------ GIVEN MATERIAL
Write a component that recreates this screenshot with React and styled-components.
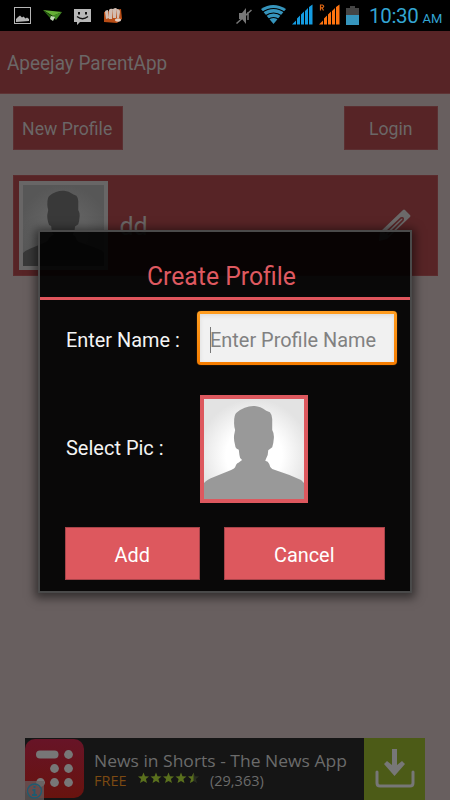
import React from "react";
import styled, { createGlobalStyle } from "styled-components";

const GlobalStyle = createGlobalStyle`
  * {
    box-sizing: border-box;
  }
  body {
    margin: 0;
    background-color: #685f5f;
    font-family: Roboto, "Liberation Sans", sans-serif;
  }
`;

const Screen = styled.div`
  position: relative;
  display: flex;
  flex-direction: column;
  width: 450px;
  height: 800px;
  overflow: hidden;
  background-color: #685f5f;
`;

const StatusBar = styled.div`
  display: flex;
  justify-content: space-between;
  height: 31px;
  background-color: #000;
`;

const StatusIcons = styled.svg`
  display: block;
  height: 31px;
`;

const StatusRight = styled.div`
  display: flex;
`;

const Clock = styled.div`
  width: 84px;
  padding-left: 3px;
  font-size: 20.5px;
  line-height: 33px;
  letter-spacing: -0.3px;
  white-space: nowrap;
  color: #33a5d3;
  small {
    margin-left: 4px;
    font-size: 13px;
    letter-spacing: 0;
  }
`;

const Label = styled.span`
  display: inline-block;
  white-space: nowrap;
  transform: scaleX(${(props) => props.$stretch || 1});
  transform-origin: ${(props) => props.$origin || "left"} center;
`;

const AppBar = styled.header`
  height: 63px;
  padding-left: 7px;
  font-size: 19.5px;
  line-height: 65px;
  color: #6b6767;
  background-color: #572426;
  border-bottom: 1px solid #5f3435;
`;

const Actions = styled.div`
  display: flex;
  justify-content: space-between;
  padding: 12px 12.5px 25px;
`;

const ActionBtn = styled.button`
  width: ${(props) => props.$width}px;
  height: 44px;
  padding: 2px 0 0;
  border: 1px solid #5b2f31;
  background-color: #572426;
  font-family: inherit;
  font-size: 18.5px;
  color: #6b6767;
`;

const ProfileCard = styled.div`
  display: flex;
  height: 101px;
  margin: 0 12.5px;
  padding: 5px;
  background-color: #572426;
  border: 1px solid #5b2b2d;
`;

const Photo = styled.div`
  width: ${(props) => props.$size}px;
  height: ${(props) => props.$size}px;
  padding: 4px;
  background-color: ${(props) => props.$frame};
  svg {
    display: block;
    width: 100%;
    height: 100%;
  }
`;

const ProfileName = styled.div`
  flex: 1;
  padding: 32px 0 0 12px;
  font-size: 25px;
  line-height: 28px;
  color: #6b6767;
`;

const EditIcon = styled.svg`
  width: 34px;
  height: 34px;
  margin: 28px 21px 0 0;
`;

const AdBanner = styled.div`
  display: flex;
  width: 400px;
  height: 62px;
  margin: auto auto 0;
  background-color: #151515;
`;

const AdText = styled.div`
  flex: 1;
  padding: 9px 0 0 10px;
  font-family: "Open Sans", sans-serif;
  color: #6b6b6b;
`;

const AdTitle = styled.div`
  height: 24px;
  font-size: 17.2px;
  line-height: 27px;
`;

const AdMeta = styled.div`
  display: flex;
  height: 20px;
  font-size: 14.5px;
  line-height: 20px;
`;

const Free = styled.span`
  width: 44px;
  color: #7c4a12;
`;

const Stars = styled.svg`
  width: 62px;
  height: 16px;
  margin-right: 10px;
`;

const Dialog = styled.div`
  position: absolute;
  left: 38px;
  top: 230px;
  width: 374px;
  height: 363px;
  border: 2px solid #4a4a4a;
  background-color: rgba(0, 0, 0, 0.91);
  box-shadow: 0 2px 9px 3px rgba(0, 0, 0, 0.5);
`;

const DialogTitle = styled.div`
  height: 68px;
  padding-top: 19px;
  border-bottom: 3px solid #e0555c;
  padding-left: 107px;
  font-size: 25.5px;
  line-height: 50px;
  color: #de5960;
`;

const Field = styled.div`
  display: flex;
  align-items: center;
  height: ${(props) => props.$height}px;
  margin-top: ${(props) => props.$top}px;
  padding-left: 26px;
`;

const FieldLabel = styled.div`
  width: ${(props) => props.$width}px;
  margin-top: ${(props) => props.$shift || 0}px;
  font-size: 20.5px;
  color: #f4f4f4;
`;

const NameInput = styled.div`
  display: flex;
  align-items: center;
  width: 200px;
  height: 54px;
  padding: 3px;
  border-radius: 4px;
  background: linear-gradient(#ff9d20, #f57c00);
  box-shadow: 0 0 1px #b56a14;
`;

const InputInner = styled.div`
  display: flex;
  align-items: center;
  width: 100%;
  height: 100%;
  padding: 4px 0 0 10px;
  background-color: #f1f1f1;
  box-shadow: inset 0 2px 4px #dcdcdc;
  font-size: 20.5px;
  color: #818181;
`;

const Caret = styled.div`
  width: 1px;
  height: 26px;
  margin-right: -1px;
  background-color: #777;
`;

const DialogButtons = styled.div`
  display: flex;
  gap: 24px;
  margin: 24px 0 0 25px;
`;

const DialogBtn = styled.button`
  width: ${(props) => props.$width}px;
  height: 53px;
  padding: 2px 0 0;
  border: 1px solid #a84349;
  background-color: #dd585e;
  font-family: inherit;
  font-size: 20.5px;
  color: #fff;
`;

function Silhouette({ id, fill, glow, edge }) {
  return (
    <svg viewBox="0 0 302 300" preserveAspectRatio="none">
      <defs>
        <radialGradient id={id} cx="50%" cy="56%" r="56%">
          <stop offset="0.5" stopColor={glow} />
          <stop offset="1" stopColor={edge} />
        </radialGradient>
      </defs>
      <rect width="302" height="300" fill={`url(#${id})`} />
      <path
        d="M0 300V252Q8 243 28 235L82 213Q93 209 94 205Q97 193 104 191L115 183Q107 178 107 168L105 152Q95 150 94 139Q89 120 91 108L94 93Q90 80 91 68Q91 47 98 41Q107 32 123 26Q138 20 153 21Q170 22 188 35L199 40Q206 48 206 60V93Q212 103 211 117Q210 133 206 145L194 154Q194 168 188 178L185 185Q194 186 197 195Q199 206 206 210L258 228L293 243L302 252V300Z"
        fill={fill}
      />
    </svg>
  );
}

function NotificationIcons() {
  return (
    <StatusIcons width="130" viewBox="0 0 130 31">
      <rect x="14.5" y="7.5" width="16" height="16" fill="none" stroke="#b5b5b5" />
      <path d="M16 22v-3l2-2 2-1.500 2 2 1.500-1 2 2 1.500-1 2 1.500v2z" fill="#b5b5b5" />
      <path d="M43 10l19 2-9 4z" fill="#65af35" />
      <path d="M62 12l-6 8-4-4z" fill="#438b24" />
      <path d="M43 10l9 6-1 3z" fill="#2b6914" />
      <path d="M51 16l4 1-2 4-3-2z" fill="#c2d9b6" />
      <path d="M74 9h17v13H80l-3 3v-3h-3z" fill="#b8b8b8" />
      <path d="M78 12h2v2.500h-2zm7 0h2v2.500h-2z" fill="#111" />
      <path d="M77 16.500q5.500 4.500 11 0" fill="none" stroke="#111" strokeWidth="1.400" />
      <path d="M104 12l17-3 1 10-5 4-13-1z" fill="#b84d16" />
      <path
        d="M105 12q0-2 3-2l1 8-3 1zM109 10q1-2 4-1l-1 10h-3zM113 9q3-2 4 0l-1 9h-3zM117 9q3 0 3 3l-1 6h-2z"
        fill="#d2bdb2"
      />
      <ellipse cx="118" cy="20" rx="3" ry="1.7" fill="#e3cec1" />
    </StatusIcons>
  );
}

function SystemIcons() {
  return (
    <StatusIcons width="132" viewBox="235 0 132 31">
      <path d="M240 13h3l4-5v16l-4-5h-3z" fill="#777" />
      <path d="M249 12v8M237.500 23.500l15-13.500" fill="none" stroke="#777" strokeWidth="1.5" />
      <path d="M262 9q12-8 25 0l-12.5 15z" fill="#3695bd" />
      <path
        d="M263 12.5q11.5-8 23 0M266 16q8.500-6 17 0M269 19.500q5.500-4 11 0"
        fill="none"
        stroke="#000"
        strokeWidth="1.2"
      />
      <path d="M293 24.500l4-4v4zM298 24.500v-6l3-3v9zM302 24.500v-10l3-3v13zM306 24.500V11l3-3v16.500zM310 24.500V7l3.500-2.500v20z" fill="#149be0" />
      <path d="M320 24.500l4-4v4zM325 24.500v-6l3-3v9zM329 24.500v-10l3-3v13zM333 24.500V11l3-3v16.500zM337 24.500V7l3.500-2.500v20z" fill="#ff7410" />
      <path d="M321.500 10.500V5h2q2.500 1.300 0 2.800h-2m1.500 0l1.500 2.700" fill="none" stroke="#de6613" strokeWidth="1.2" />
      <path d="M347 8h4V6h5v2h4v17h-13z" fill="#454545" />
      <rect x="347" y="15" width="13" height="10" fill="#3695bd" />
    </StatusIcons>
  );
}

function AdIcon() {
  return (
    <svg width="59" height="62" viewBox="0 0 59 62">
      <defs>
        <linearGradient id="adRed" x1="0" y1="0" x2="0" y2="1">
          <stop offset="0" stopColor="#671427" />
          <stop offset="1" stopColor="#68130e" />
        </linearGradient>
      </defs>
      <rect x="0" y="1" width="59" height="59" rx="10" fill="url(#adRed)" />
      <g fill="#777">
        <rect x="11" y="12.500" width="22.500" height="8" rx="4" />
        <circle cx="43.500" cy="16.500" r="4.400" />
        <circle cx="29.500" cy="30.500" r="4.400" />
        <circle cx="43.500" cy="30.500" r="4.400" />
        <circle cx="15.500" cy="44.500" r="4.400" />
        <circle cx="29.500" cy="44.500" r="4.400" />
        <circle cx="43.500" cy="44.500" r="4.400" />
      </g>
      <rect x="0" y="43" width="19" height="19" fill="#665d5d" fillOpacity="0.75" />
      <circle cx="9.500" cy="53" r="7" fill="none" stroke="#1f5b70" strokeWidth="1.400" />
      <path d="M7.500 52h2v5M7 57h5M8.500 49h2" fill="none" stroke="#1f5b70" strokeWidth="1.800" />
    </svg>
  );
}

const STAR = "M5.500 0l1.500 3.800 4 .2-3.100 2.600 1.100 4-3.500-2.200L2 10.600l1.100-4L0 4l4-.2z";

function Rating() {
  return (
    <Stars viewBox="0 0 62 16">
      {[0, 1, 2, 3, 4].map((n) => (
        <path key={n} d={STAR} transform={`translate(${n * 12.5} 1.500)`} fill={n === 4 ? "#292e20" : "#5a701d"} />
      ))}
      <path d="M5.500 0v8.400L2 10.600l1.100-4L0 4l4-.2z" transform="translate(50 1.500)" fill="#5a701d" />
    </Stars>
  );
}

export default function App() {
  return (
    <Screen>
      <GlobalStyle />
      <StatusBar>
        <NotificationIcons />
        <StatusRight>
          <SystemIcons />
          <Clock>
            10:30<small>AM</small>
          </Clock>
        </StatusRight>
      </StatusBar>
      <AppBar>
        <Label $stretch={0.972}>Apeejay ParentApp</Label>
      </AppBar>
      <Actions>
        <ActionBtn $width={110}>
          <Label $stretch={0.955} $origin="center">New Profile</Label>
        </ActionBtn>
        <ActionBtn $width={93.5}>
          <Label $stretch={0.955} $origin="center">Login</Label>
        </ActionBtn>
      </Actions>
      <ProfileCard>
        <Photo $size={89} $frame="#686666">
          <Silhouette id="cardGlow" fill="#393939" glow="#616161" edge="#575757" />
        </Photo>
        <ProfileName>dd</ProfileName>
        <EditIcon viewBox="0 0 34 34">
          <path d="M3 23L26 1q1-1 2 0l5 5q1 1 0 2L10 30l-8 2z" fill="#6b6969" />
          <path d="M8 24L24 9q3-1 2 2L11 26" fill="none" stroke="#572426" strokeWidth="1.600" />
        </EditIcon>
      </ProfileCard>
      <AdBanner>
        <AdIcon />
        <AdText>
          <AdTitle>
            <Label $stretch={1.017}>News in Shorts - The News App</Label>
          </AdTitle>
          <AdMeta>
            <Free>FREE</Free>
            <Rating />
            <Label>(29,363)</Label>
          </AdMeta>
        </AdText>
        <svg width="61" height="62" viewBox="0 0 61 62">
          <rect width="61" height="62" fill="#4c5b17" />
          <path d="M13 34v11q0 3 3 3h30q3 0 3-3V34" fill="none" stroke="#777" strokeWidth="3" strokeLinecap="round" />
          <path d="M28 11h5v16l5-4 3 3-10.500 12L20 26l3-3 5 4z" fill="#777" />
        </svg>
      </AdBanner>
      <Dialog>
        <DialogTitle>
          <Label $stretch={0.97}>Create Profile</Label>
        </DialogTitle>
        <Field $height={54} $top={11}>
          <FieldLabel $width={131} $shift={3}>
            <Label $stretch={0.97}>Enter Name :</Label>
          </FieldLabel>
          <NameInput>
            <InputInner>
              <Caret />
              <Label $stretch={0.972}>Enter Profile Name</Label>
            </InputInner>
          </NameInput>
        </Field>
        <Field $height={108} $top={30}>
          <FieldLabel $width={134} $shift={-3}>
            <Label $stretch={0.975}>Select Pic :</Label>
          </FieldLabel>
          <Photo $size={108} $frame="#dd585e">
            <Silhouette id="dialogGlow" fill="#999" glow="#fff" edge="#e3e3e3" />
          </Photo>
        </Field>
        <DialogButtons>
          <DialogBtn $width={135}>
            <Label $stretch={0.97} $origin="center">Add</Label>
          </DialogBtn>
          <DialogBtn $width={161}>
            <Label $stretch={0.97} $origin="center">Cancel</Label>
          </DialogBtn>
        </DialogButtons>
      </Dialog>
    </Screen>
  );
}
------------
SHORT TASK: Select the lines in this material that hold the word "React", leaving none out.

THE RESPONSE:
Write a component that recreates this screenshot with React and styled-components.
import React from "react";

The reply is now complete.